- [Task details]: Using the data below, copy every line that contains the word "image".

── Entries supplied

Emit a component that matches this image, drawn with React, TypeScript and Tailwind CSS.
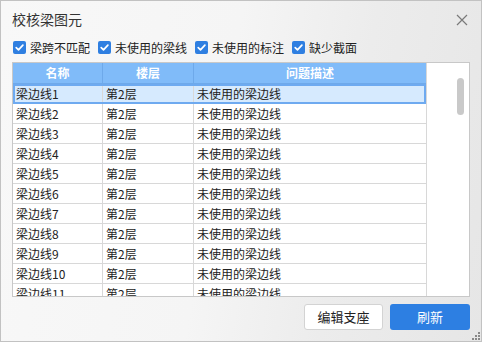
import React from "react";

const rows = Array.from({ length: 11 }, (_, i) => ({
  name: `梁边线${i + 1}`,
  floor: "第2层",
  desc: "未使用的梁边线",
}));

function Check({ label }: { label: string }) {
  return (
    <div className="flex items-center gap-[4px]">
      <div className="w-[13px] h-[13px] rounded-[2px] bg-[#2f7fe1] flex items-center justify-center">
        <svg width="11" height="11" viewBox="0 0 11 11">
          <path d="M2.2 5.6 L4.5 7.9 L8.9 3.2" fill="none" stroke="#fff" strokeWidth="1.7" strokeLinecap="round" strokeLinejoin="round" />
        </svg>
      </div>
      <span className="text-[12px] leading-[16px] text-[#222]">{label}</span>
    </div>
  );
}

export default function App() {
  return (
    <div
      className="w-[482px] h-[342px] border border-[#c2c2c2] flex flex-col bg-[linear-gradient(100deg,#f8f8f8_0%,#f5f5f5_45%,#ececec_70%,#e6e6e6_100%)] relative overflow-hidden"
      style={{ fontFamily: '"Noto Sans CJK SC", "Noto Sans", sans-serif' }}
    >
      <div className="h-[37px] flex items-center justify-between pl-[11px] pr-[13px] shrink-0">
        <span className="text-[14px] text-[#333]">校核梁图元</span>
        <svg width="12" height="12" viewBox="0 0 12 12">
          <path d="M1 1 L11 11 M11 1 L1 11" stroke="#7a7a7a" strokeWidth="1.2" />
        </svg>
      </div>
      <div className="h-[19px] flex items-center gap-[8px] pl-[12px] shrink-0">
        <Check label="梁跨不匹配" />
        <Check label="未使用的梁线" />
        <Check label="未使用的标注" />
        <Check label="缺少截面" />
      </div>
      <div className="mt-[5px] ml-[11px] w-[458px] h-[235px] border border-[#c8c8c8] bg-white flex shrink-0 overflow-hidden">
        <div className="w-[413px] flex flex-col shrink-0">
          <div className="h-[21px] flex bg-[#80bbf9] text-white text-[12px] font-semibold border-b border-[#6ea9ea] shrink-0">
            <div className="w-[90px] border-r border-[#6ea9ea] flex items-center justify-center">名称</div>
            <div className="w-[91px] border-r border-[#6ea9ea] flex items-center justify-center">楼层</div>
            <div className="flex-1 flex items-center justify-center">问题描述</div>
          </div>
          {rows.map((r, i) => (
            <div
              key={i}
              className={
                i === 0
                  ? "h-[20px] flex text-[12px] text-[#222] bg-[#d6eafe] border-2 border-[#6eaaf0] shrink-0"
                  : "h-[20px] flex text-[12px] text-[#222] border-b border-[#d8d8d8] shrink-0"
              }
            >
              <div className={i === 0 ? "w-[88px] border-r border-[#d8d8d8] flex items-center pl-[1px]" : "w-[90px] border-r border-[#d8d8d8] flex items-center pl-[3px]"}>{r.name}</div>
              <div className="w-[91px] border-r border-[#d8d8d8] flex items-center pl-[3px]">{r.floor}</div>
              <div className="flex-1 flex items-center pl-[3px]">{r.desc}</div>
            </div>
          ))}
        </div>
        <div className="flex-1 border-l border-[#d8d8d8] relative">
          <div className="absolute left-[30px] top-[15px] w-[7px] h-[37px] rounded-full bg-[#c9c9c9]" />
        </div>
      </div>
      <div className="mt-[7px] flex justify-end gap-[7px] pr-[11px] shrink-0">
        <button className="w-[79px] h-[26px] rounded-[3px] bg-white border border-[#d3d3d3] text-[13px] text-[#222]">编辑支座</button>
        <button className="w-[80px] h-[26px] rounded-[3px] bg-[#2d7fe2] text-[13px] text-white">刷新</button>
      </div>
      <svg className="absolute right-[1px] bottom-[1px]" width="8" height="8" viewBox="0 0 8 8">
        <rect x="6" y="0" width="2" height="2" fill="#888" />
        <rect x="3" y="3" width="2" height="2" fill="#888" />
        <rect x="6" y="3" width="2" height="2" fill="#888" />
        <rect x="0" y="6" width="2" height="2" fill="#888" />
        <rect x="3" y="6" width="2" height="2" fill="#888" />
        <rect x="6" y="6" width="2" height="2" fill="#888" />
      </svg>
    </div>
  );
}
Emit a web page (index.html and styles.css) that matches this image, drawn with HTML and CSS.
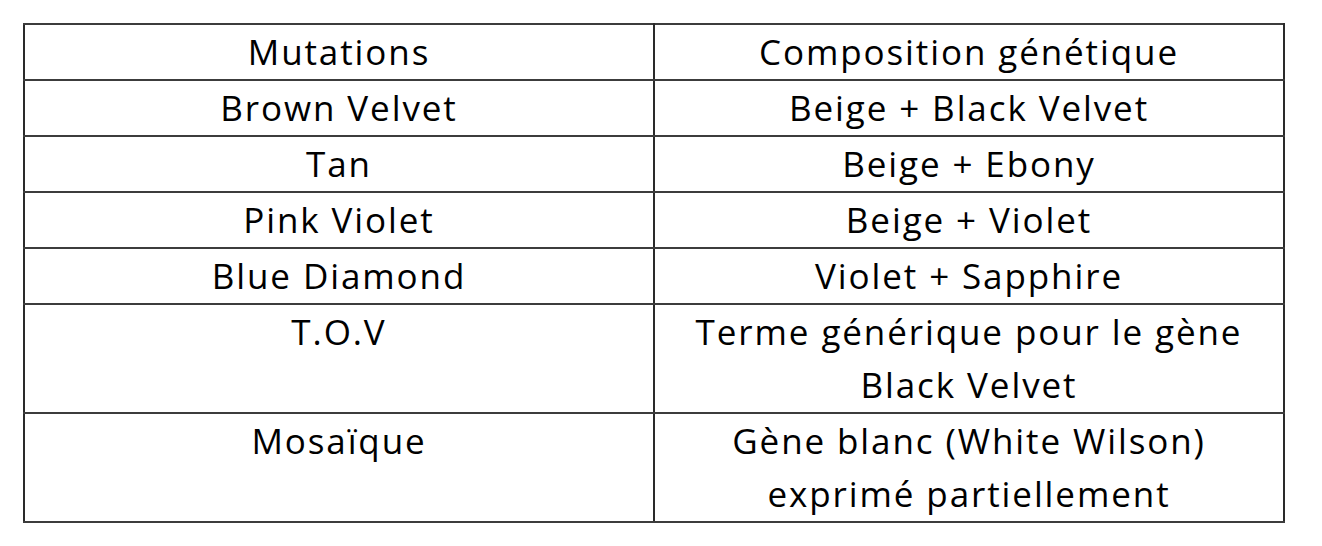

────

- [Expected output]:
Emit a component that matches this image, drawn with React, TypeScript and Tailwind CSS.
Emit a web page (index.html and styles.css) that matches this image, drawn with HTML and CSS.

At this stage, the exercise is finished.